A travers plusieurs régions de France, il est allé à la rencontre de ces hommes et de ces femmes issus de milieux très différents qui ont choisi de rejoindre les rangs frontistes. De droite ou de gauche, tous ont fait ce choix par déception envers les partis traditionnels, qui n’auraient pas tenu leurs promesses et les auraient trahis. « Sarkozy nous avait promis le Kärcher, on a eu un pistolet à eau », résument les ralliés de la droite. « Hollande a fait une campagne à gauche et gouverné à droite », pointe un déçu de la gauche. Des paroles et des récits loin de la caricature ou de l’ostracisme.

Rythmé par la voix de Rebecca Manzoni, ce documentaire offre une plongée éclairante dans une France contradictoire, en perte de repères, et dont on parle peu. Daniel Psenny

« La Tentation FN, les nouveaux électeurs de Marine Le Pen », d’Olivier Toscer (France, 2017, 52 minutes). Sur Pluzz jusqu’au 2 février.

Comment sauver la mémoire d’Auschwitz ? 

Teaser documentaire "Sauver Auschwitz ?" sur Arte le 24 janvier à 22h35
Durée : 01:59

Symbole du mal absolu, le camp de concentration et d’extermination d’Ausch­witz-Birkenau est le plus grand cimetière du monde juif. Un cimetière sans sépultures, sans noms, sur lequel s’est développée une bataille mémorielle. C’est sur ce terrain que Jonathan Hayoun a choisi de se placer.

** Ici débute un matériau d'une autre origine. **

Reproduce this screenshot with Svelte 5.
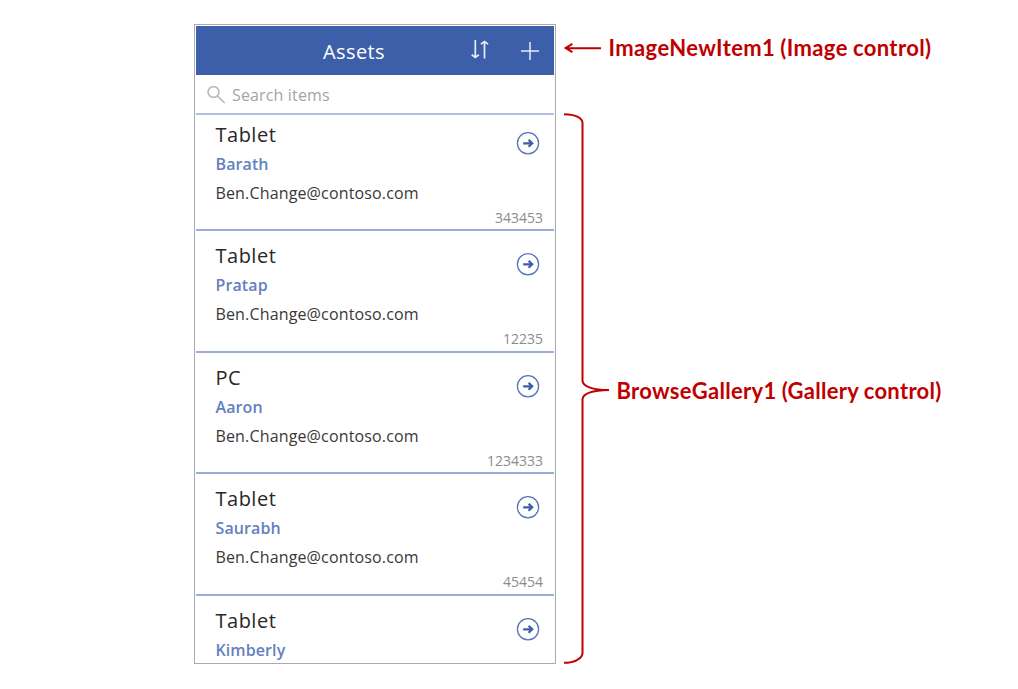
<script>
  const assets = [
    { kind: 'Tablet', owner: 'Barath', mail: 'Ben.Change@contoso.com', number: '343453' },
    { kind: 'Tablet', owner: 'Pratap', mail: 'Ben.Change@contoso.com', number: '12235' },
    { kind: 'PC', owner: 'Aaron', mail: 'Ben.Change@contoso.com', number: '1234333' },
    { kind: 'Tablet', owner: 'Saurabh', mail: 'Ben.Change@contoso.com', number: '45454' },
    { kind: 'Tablet', owner: 'Kimberly', mail: '', number: '' }
  ];
</script>

<main>
  <section class="phone">
    <header>
      <h1>Assets</h1>
      <svg class="sort" width="20" height="22" viewBox="0 0 20 22">
        <path d="M5.3 2v17M1.7 16.8 5.3 19.4l3.6-2.6M14.5 20.5V3.5M10.9 6.1 14.5 3.5l3.6 2.6" />
      </svg>
      <svg class="plus" width="20" height="20" viewBox="0 0 20 20">
        <path d="M1 10h18M10 1v18" />
      </svg>
    </header>
    <div class="search">
      <svg width="20" height="20" viewBox="0 0 20 20">
        <circle cx="7.5" cy="7" r="5.4" />
        <path d="m11.3 10.8 7.4 7.2" />
      </svg>
      <span>Search items</span>
    </div>
    <div class="gallery">
      {#each assets as asset}
        <article>
          <div class="info">
            <h2>{asset.kind}</h2>
            <strong>{asset.owner}</strong>
            <p>{asset.mail}</p>
          </div>
          <div class="side">
            <svg width="24" height="24" viewBox="0 0 24 24">
              <circle cx="12" cy="12.3" r="10.6" />
              <path d="M7.2 12.3h9M12.6 8.9 16.2 12.3l-3.6 3.4" />
            </svg>
            <span>{asset.number}</span>
          </div>
        </article>
      {/each}
    </div>
  </section>
  <aside>
    <div class="note first">
      <svg width="40" height="12" viewBox="0 0 40 12">
        <path d="M38 6.2 3 6M9.4 1.8 2.6 6l6.8 4.2" />
      </svg>
      <b class="new-item">ImageNewItem1 (Image control)</b>
    </div>
    <div class="note range">
      <svg width="48" height="554" viewBox="0 0 48 554">
        <path d="M1 2.2C12 2.2 19.5 6 19.5 11V268.5C19.5 274 29 278 46 278C29 278 19.5 282 19.5 287.5V541C19.5 546 12 550.8 1 550.8" />
      </svg>
      <b class="browse">BrowseGallery1 (Gallery control)</b>
    </div>
  </aside>
</main>

<style>
  :global(body) {
    margin: 0;
    background: #fff;
  }
  main {
    box-sizing: border-box;
    width: 1018px;
    height: 689px;
    padding: 24px 0 0 194px;
    display: flex;
    overflow: hidden;
    font-family: "Open Sans", "Noto Sans", sans-serif;
  }
  .phone {
    box-sizing: border-box;
    flex: none;
    width: 362px;
    height: 640px;
    border: 1px solid #aaa9ab;
    padding: 1px;
    display: flex;
    flex-direction: column;
    overflow: hidden;
  }
  header {
    flex: none;
    height: 49px;
    background: #3d5fa9;
    display: flex;
    align-items: center;
    box-sizing: border-box;
    padding: 2px 0 0 127px;
  }
  h1 {
    margin: 0;
    width: 147px;
    font-size: 20px;
    font-weight: 400;
    line-height: 28px;
    letter-spacing: 0.4px;
    color: #fff;
  }
  svg {
    display: block;
    flex: none;
    fill: none;
  }
  header svg {
    stroke: #e8edf8;
    stroke-width: 1.7;
  }
  .sort {
    margin-top: -5px;
  }
  header .plus {
    margin: -2px 0 0 30px;
    stroke-width: 1.5;
  }
  .search {
    flex: none;
    box-sizing: border-box;
    height: 40px;
    border-bottom: 2px solid #b2bfe0;
    display: flex;
    align-items: center;
    padding: 1px 0 0 10px;
    gap: 6px;
    color: #a5a5a5;
    font-size: 16px;
    letter-spacing: 0.15px;
  }
  .search svg {
    stroke: #bcbcbc;
    stroke-width: 1.7;
  }
  .gallery {
    flex: 1;
    min-height: 0;
    overflow: hidden;
  }
  article {
    box-sizing: border-box;
    height: 121.5px;
    padding: 11.4px 11px 0 19.5px;
    border-bottom: 2px solid #9aadd8;
    display: flex;
    justify-content: space-between;
  }
  article:first-child {
    height: 116px;
    padding-top: 6px;
  }
  h2 {
    margin: 0;
    color: #2b2728;
    font-size: 20px;
    line-height: 28px;
    font-weight: 400;
    letter-spacing: 0.5px;
  }
  strong {
    display: block;
    margin-top: 3px;
    color: #6480bf;
    font-size: 16px;
    line-height: 24px;
    font-weight: 600;
    letter-spacing: 0.1px;
  }
  p {
    margin: 5px 0 0;
    color: #3a3738;
    font-size: 16px;
    line-height: 24px;
    letter-spacing: 0.15px;
  }
  .side {
    display: flex;
    flex-direction: column;
    align-items: flex-end;
  }
  .side svg {
    margin: 10px 3.5px 0 0;
    stroke: #3d5fa9;
  }
  .side circle {
    stroke-width: 1.3;
    stroke: #5877b8;
  }
  .side path {
    stroke-width: 2.2;
  }
  .side span {
    margin-top: 53px;
    color: #8b8b8b;
    font-size: 14px;
    line-height: 20px;
  }
  aside {
    flex: 1;
    color: #c00000;
    font-family: Lato, sans-serif;
    font-size: 22px;
    padding: 10px 0 0 7px;
  }
  aside svg {
    stroke: #c00000;
    stroke-width: 2;
  }
  .note {
    display: flex;
    align-items: center;
    white-space: nowrap;
  }
  .first {
    height: 28px;
  }
  b {
    letter-spacing: 0.38px;
    word-spacing: -0.6px;
  }
  .new-item {
    margin: -2px 0 0 5.5px;
  }
  .range {
    margin-top: 50px;
  }
  .browse {
    margin: 2px 0 0 5.5px;
    letter-spacing: 0.3px;
  }
</style>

Mettant ses pas dans ceux d’Annette Wieviorka, auteure d’Auschwitz, 60 ans après (Robert Laffont, 2005) et ici conseillère historique, le réalisateur livre un premier film remarquable par la qualité des archives – souvent rares – et par le choix des intervenants (notamment celui des rescapés et des historiens). Et surtout par la manière dont il bouscule le téléspectateur à travers les multiples interrogations qu’il soulève quant au devenir et à la fonction de ce camp-musée. Christine Rousseau

« Sauver Auschwitz? », de Jonathan Hayoun (France, 2016, 55 minutes). Sur Arte+7 jusqu’au lundi 1er février.